= WRITTEN REQUEST =
Take each line containing the word "this" and copy it.

= DATA SUPPLIED =
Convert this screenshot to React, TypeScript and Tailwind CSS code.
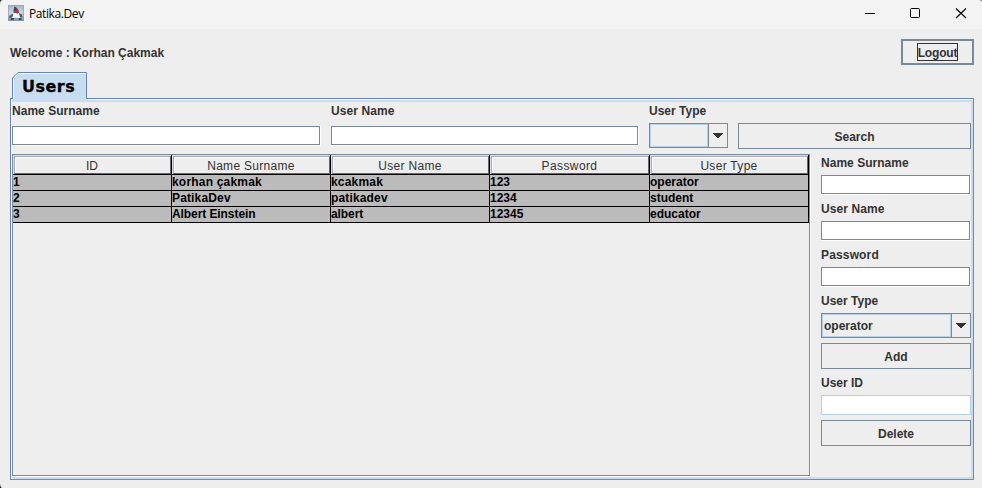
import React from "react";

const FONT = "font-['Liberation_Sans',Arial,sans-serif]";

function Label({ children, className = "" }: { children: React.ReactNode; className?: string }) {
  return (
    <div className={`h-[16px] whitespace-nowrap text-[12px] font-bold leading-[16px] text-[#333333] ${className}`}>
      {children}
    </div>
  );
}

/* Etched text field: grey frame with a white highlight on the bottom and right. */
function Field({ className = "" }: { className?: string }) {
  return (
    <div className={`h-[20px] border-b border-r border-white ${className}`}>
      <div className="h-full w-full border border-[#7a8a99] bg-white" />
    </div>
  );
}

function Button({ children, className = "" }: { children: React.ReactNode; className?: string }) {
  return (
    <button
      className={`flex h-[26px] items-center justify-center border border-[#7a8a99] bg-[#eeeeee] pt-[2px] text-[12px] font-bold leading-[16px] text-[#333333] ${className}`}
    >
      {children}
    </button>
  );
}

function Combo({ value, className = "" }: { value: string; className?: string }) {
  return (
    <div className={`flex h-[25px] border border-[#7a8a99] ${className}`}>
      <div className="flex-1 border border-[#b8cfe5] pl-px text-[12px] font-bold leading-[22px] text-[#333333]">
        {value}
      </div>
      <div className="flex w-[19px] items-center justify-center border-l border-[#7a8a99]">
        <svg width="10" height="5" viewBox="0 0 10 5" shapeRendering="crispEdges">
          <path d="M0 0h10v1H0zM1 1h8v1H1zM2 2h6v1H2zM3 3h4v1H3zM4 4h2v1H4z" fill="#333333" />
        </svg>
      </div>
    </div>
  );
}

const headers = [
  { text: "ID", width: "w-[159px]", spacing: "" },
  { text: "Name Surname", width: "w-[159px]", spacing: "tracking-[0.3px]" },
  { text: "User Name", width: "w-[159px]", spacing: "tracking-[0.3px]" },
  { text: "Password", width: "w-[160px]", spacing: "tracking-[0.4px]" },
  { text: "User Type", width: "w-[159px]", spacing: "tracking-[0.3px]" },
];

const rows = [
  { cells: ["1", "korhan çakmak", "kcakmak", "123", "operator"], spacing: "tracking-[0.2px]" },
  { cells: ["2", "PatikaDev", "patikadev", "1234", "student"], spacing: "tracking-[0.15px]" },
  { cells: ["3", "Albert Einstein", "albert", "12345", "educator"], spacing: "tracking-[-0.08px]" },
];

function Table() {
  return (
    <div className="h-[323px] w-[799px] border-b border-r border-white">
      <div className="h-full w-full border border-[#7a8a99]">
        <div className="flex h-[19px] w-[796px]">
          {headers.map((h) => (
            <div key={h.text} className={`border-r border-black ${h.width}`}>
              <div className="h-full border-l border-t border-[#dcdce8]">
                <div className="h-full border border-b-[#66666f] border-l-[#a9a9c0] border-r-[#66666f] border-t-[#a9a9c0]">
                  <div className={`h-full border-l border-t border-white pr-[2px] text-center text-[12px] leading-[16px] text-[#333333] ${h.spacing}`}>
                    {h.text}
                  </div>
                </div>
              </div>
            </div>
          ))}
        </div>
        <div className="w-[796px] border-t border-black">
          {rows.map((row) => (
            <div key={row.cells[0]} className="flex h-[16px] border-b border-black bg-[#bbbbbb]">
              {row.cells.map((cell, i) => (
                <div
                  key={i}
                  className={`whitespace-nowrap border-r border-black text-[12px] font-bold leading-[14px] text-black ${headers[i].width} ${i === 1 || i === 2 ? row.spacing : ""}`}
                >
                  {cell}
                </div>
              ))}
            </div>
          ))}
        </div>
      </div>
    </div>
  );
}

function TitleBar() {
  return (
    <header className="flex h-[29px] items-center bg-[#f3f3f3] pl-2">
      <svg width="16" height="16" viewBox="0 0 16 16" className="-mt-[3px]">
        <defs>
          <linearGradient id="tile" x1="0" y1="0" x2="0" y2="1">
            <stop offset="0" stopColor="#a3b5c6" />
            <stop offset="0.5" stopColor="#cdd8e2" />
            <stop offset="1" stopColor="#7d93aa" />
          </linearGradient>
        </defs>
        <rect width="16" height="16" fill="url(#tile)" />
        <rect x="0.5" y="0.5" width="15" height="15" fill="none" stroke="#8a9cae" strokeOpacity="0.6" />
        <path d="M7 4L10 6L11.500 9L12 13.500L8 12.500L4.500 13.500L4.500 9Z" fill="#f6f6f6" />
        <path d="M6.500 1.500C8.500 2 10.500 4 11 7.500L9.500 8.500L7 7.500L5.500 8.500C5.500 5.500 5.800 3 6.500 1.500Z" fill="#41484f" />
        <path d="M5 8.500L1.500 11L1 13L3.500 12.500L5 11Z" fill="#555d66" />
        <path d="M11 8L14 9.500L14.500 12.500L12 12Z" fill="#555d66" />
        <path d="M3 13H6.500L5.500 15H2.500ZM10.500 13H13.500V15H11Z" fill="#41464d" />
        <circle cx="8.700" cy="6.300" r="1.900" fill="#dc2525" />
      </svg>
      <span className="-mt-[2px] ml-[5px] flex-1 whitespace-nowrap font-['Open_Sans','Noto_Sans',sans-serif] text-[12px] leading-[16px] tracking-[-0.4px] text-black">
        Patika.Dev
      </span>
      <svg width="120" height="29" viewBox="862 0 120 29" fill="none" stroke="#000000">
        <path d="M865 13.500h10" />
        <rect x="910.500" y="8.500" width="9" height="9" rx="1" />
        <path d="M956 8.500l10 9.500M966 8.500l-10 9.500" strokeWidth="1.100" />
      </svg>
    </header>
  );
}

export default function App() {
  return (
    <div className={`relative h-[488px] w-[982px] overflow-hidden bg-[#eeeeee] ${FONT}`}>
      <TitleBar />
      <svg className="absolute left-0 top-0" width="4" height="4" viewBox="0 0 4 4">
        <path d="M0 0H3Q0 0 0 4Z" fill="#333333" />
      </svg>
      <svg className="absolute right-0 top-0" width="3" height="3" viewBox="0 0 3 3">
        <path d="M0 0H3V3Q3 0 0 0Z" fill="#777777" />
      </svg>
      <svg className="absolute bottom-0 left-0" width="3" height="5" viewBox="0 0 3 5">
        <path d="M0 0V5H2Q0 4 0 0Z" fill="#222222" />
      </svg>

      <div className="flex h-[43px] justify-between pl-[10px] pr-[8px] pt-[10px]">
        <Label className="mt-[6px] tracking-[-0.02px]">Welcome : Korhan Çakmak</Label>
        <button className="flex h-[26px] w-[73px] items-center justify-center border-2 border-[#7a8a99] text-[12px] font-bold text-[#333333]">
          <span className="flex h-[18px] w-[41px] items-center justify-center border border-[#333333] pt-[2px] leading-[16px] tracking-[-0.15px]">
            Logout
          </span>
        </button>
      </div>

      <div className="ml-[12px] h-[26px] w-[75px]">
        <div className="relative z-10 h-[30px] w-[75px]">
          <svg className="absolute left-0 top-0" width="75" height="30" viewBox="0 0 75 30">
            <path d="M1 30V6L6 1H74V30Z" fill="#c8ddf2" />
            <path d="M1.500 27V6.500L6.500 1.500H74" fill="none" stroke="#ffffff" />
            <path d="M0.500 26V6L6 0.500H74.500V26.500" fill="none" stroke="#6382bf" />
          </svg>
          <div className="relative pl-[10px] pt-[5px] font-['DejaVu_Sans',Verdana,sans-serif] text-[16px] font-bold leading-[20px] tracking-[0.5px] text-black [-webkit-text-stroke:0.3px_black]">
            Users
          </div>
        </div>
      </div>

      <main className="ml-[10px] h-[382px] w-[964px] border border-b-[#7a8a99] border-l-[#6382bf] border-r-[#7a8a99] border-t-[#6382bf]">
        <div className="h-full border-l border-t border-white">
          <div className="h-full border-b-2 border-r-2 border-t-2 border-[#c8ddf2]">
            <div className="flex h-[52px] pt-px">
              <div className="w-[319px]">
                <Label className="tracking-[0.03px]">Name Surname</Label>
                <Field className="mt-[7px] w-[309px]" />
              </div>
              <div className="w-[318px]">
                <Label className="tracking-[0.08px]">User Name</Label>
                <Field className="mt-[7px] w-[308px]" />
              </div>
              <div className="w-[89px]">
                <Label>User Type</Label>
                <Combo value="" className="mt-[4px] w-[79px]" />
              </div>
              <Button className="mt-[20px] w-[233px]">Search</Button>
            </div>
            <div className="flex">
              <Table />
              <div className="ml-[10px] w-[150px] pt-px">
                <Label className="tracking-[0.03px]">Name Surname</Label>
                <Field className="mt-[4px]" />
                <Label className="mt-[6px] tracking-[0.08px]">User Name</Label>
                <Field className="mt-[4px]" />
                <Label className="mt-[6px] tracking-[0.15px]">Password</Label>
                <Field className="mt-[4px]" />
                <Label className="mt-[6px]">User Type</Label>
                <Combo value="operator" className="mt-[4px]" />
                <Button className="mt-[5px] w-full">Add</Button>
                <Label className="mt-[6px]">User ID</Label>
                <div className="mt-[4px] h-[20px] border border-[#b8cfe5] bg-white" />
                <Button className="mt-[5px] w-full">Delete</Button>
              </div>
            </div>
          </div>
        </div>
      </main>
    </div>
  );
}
--
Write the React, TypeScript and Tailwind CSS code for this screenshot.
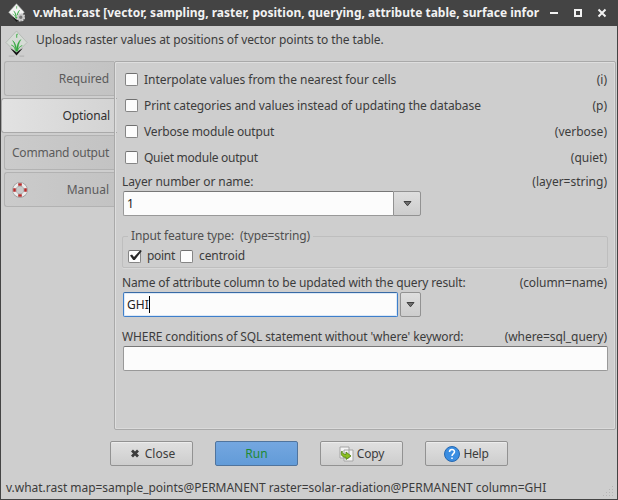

= TASK RESPONSE =
Convert this screenshot to React, TypeScript and Tailwind CSS code.
Write the React, TypeScript and Tailwind CSS code for this screenshot.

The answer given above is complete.